SWISS TAKEOVER BOARD

Legal texts

Restructuring exemption / restructuring plan of the target company

TOB Circular No. 5:
Restructuring exemption / restructuring plan of the target company

of 2 September 2020

Pursuant to Art. 136(1) FMIA, the Swiss Takeover Board may grant exemptions from the obligation to make an offer in justified cases, in particular if the equity securities are acquired for restructuring purposes (letter e).  In order to be able to verify whether the conditions for granting a restructuring exemption are met, the target company must submit a restructuring plan to the Takeover Board, which must include, among other things, the following information:

[1]

1. Description of the situation
The financial situation of the target company must be described (in particular, information on the company’s own funds, level of debt; is there any existing or is there a risk of future negative net worth, over-indebtedness or insolvency?) and the reasons for this must be explained.

[2]

2. Identification of a need for restructuring / liquidity planning
The extent of the need for restructuring must be described and justified in quantitative terms.
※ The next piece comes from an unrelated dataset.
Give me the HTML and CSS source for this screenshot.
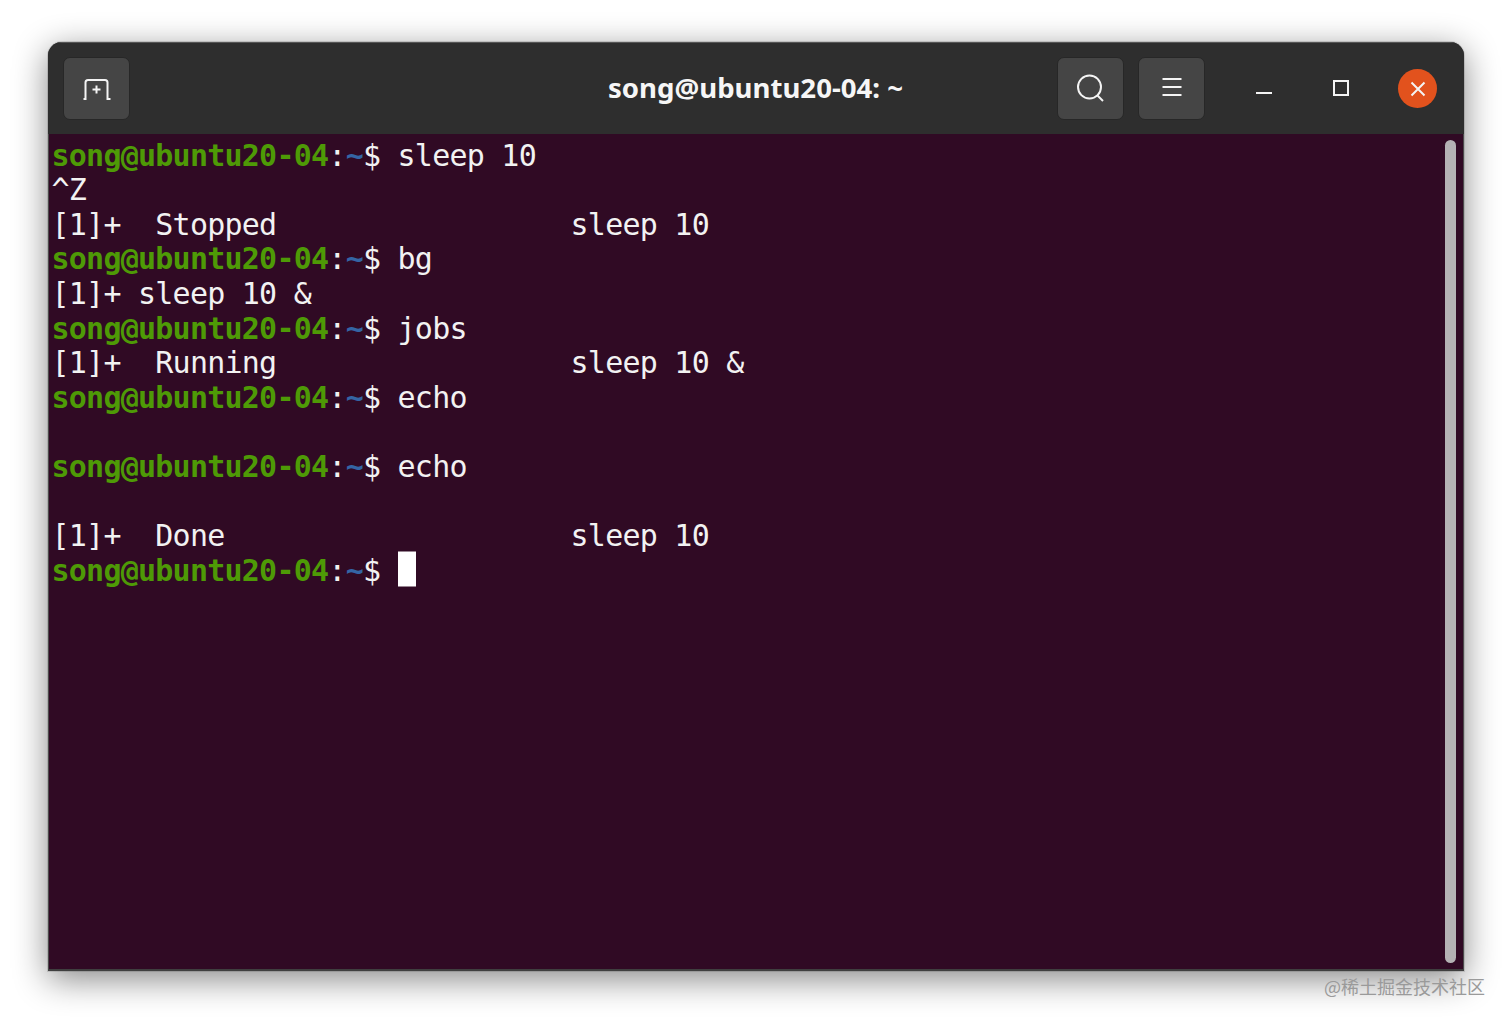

Information on the urgency must be provided together with a liquidity forecast for at least the next six months.

[3]

3. Explanation of the chosen measure
The details of the chosen restructuring measure and the planned capital increase must be explained.

[4]

4. Description of alternative measures considered
An explanation must be given as to which measures were considered and rejected as alternatives to the chosen restructuring plan or carried out without success. The reasons for this need to be explained. Reasons must also be given in the event that there are no alternative measures.

[5]

5. Effective date
This Circular shall apply from 1 October 2020.